What’s trending on social media is often a key indicator of consumer activity and preferences. If your business is sufficiently agile, you can get involved in trending conversations on Twitter and elsewhere, with the potential for acquiring rich insights into where your own R&D efforts may go.

In order to gain awareness of growing trends, Sprout Social suggests checking out the “explore tab on platforms like Twitter and YouTube or [using] a tool like Google Trends to see what topics are gaining traction.” Look for “keywords and terms most commonly used by your target audience and discover related topics frequently mentioned” with those keywords.

Host focus groups and conduct surveys via social media.
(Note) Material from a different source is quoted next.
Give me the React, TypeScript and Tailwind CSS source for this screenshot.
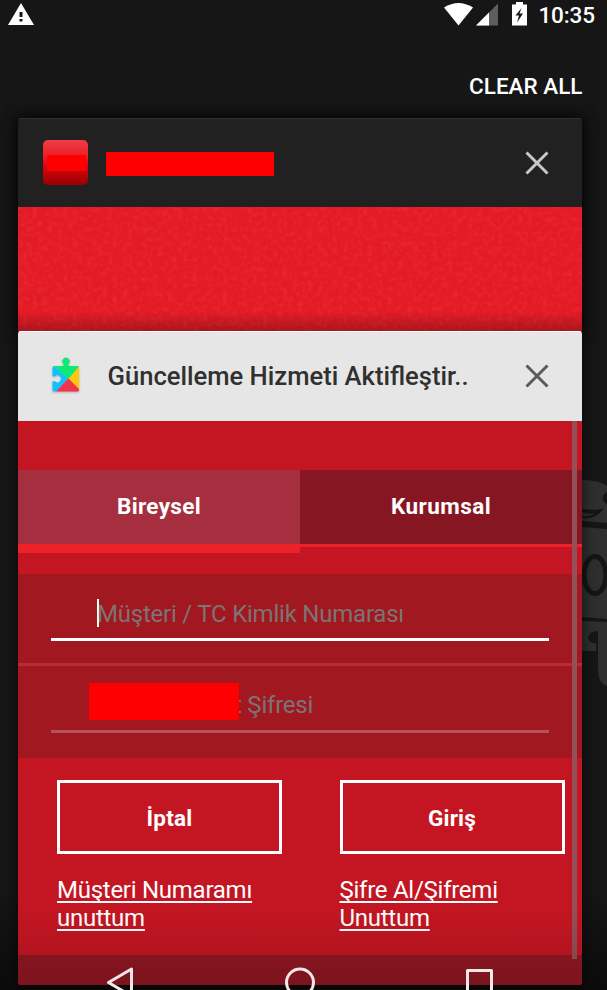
import React from "react";

function StatusBar() {
  return (
    <header className="flex h-[30px] items-start justify-between pl-[8px] pr-[12px]">
      <svg className="mt-[3px]" width="26" height="23" viewBox="0 0 26 23">
        <path d="M13 0 26 22H0Z" fill="#fff" />
        <path d="M11.500 9h3v5h-3zM11.500 16h3v2.500h-3z" fill="#161616" />
      </svg>
      <div className="flex items-start">
        <svg className="mr-[3px]" width="95" height="28" viewBox="0 0 95 28">
          <path d="M4 7.500Q18.500 -1.500 33 7.500L18.500 25.500Z" fill="#fff" />
          <path d="M36 25.500 58 3.500V25.500Z" fill="#5e5e5e" />
          <path d="M36 25.500 49 12.500V25.500Z" fill="#fff" />
          <path d="M76 2h7v2.500h4V25.500H72V4.500h4z" fill="#fff" />
          <path d="M81.500 8 75.500 15.500H79L77 22.500 83 13.500H79.500Z" fill="#161616" />
        </svg>
        <span className="mt-[1px] text-[22.500px] leading-[28px] font-medium tracking-[-0.1px]">10:35</span>
      </div>
    </header>
  );
}

function CloseIcon({ color }: { color: string }) {
  return (
    <svg width="24" height="24" viewBox="0 0 24 24" stroke={color} strokeWidth="3" fill="none">
      <path d="M1.500 1.500l21 21M22.500 1.500l-21 21" />
    </svg>
  );
}

function PuzzleIcon() {
  return (
    <svg width="32" height="38" viewBox="0 0 32 38" className="drop-shadow-[0_1px_1px_rgba(0,0,0,0.25)]">
      <path d="M.5 10.500Q.5 9 2 9L16.500 22 4 34.500H2Q.5 34.500 .5 33V24.200H3A3.500 3.500 0 1 0 3 19.200H.5Z" fill="#0cc3fb" />
      <path d="M2 9H11.500V6.800A3.600 3.600 0 1 1 16.500 6.800V9H26L27 9.500 16.500 22 2 9Z" fill="#0bea74" />
      <path d="M27 9.500 16.500 22 27 33Z" fill="#fdc70b" />
      <path d="M16.500 21.500 27 32V33Q27 34.500 25.500 34.500H4Z" fill="#f43249" />
    </svg>
  );
}

function Wallpaper() {
  return (
    <svg className="absolute left-[582px] top-[478px]" width="25" height="214" viewBox="0 0 25 214">
      <path d="M0 2Q18 2 25 8V45L0 43Z" fill="#2f2f2f" />
      <ellipse cx="27" cy="20" rx="6.500" ry="6" fill="#151515" />
      <path d="M0 31Q15 33 22 30Q14 42 0 40Z" fill="#151515" />
      <path d="M0 34Q8 37 13 35Q8 39 0 38Z" fill="#2f2f2f" />
      <path d="M0 49 25 51V141L0 139Z" fill="#2f2f2f" />
      <ellipse cx="13" cy="97" rx="11" ry="18.500" fill="none" stroke="#151515" strokeWidth="5" />
      <path d="M0 143 25 144V208Q16 205 16 192V153Q8 153 6 159Q7 166 14 165V173H0Z" fill="#2f2f2f" />
    </svg>
  );
}

function BackgroundCard() {
  return (
    <section className="h-[213px] rounded-t-[3px] bg-[#212121] shadow-[0_0_14px_rgba(0,0,0,0.65)]">
      <div className="flex h-[89px] items-center rounded-t-[3px] border-t border-[#303030] pr-[33px] pb-[1px] pl-[25px]">
        <div className="flex h-[45px] w-[45px] items-center rounded-[5px] bg-linear-to-b from-[#f23a48] via-[#e60814] to-[#980000] pl-[4px]">
          <div className="h-[16px] w-[39px] rounded-[1px] bg-[#ff0000]" />
        </div>
        <div className="ml-[18px] mt-[2px] h-[24px] w-[168px] rounded-[1px] bg-[#ff0000]" />
        <div className="ml-auto">
          <CloseIcon color="#c8c8c8" />
        </div>
      </div>
      <div className="relative h-[124px] bg-[#e41a27]">
        <svg className="absolute inset-0" width="564" height="124">
          <filter id="grain" x="0" y="0" width="1" height="1">
            <feTurbulence type="fractalNoise" baseFrequency="0.2" numOctaves="3" seed="4" />
            <feColorMatrix values="0 0 0 0 0.9  0 0 0 0 0.35  0 0 0 0 0.15  1.2 0 0 0 -0.5" />
          </filter>
          <rect width="564" height="124" filter="url(#grain)" opacity="0.22" />
        </svg>
        <div className="absolute inset-x-0 bottom-0 h-[20px] bg-linear-to-b from-transparent to-black/25" />
      </div>
    </section>
  );
}

function Tabs() {
  return (
    <div className="flex h-[83px] text-[22.500px] leading-[28px] font-bold">
      <div className="flex w-[282px] flex-col border-b-9 border-[#ed2229] bg-[#a52f3e] pt-[22px] text-center">
        <span className="tracking-[0.35px]">Bireysel</span>
      </div>
      <div className="h-[77px] w-[282px] border-b-3 border-[#ed2229] bg-[#861621] pt-[22px] text-center">
        <span className="tracking-[0.45px]">Kurumsal</span>
      </div>
    </div>
  );
}

function LoginForm() {
  return (
    <div className="mt-[21px] bg-[#a11821] text-[24px] leading-[30px] tracking-[-0.22px] text-[#7c7473]">
      <div className="h-[92px] border-b-3 border-[#b82c38] px-[33px] pt-[25px]">
        <div className="flex h-[42px] border-b-3 border-white pl-[46px]">
          <div className="h-[28px] w-[2px] bg-white" />
          <span className="-ml-[2px] whitespace-nowrap">Müşteri / TC Kimlik Numarası</span>
        </div>
      </div>
      <div className="h-[92px] px-[33px] pt-[17px]">
        <div className="flex h-[50px] border-b-3 border-[#b7515a] pl-[38px]">
          <div className="z-10 h-[37px] w-[150px] rounded-[1px] bg-[#ff0000]" />
          <span className="-ml-[5px] mt-[7px] whitespace-nowrap">t Şifresi</span>
        </div>
      </div>
    </div>
  );
}

function Actions() {
  return (
    <div className="grid grid-cols-[225px_225px] gap-x-[57.500px] pt-[22px] pl-[39px]">
      <button className="h-[74px] border-3 border-white pt-[3px] text-[22.500px] font-bold tracking-[0.2px]">İptal</button>
      <button className="h-[74px] border-3 border-white pt-[3px] text-[22.500px] font-bold tracking-[0.2px]">Giriş</button>
      <a className="mt-[22px] text-[24px] leading-[28px] tracking-[-0.26px] underline decoration-2 underline-offset-[3px] [text-decoration-skip-ink:none]">
        Müşteri Numaramı<br />unuttum
      </a>
      <a className="mt-[22px] text-[24px] leading-[28px] tracking-[-0.26px] underline decoration-2 underline-offset-[3px] [text-decoration-skip-ink:none]">
        Şifre Al/Şifremi<br />Unuttum
      </a>
    </div>
  );
}

function ForegroundCard() {
  return (
    <section className="relative h-[654px] overflow-hidden rounded-[3px] bg-[#c41622]">
      <div className="flex h-[89.500px] items-center border-t border-white bg-[#e6e6e6] pr-[33px] pb-[1px] pl-[34px]">
        <PuzzleIcon />
        <h1 className="ml-[23.500px] text-[25.600px] leading-[32px] font-medium whitespace-nowrap text-[#303030]">
          Güncelleme Hizmeti Aktifleştir..
        </h1>
        <div className="ml-auto">
          <CloseIcon color="#5b5b5b" />
        </div>
      </div>
      <div className="pt-[49.500px]">
        <Tabs />
        <LoginForm />
        <Actions />
      </div>
      <div className="absolute inset-x-0 bottom-0 h-[30px] bg-[#921722]" />
      <div className="absolute top-[90px] right-[5px] h-[538px] w-[5px] bg-[#945059]" />
      <div className="absolute inset-x-0 bottom-0 h-[80px] bg-linear-to-b from-transparent to-black/15" />
    </section>
  );
}

function NavigationIcons() {
  return (
    <svg className="absolute bottom-0 left-0" width="607" height="28" viewBox="0 962 607 28" fill="none" stroke="#f3e7e8" strokeWidth="3" strokeLinejoin="round">
      <path d="M131.500 969V996L108.500 982.500Z" />
      <circle cx="300" cy="982.500" r="13.500" />
      <rect x="467.500" y="970.500" width="24" height="24" />
    </svg>
  );
}

export default function App() {
  return (
    <main className="relative h-[990px] w-[607px] overflow-hidden bg-[#161616] font-[Roboto,sans-serif] text-white">
      <Wallpaper />
      <div className="absolute inset-x-0 bottom-0 h-[100px] bg-linear-to-b from-transparent to-black/50" />
      <StatusBar />
      <div className="flex h-[88px] justify-end pt-[42px] pr-[24.500px] text-[22.500px] leading-[28px] font-medium">CLEAR ALL</div>
      <div className="relative mx-auto ml-[18px] w-[564px] shadow-[0_0_14px_rgba(0,0,0,0.65)]">
        <BackgroundCard />
        <ForegroundCard />
      </div>
      <NavigationIcons />
    </main>
  );
}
In contrast to in-person focus groups and email customer surveys, soliciting feedback via social media offers more immediacy and potentially more accurate results. Many social media networks offer the opportunity to enlist specialised customer groups for product innovation feedback, such as Google+ circles of Facebook Live Q&A sessions.

These and similar strategies are “fantastic ways to get people actively involved in the success of your brand—while simultaneously soliciting quick feedback that helps you advance your business objectives,” notes HubSpot.
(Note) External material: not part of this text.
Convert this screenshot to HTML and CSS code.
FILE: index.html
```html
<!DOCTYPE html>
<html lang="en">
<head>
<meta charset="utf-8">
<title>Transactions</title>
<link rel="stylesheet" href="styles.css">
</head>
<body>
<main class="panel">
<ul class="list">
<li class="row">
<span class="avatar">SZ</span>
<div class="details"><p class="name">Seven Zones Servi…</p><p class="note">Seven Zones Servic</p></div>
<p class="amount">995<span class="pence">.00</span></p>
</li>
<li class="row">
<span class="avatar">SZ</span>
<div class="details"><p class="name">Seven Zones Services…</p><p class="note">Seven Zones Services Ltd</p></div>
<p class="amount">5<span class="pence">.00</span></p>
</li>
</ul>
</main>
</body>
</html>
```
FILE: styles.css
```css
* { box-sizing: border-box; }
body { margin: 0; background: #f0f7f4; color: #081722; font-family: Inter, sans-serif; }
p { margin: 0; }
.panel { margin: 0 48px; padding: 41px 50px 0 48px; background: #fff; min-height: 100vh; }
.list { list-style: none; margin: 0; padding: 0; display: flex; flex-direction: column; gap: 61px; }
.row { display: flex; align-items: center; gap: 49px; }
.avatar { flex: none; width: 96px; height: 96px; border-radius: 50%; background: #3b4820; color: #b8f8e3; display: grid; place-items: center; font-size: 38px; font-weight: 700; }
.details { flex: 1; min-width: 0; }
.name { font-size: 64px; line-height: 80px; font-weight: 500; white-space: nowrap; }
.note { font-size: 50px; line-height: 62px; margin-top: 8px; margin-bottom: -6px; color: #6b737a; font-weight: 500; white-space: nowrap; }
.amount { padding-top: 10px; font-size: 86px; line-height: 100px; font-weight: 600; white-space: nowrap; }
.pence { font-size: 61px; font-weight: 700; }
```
Also look at conducting “quick polls” from those within the community that regularly follow your business on social media. Ask 1-2 questions and make it easy for respondents to share their thoughts. You might uncover valuable new ideas that boost your innovation efforts.

Monitor what people say about your competitors

Sometimes, competitors unveil new product features or benefits that may give them an edge in the marketplace. With social media, you can monitor customer responses to these innovations and gain insights into how best to proceed with your own R&D efforts.

“Features that regularly see high complaint levels or show repeated frustration can be avoided,” notes Brandwatch. On the other hand, “popular features that regularly [elicit] praise can be researched further and ultimately emulated.”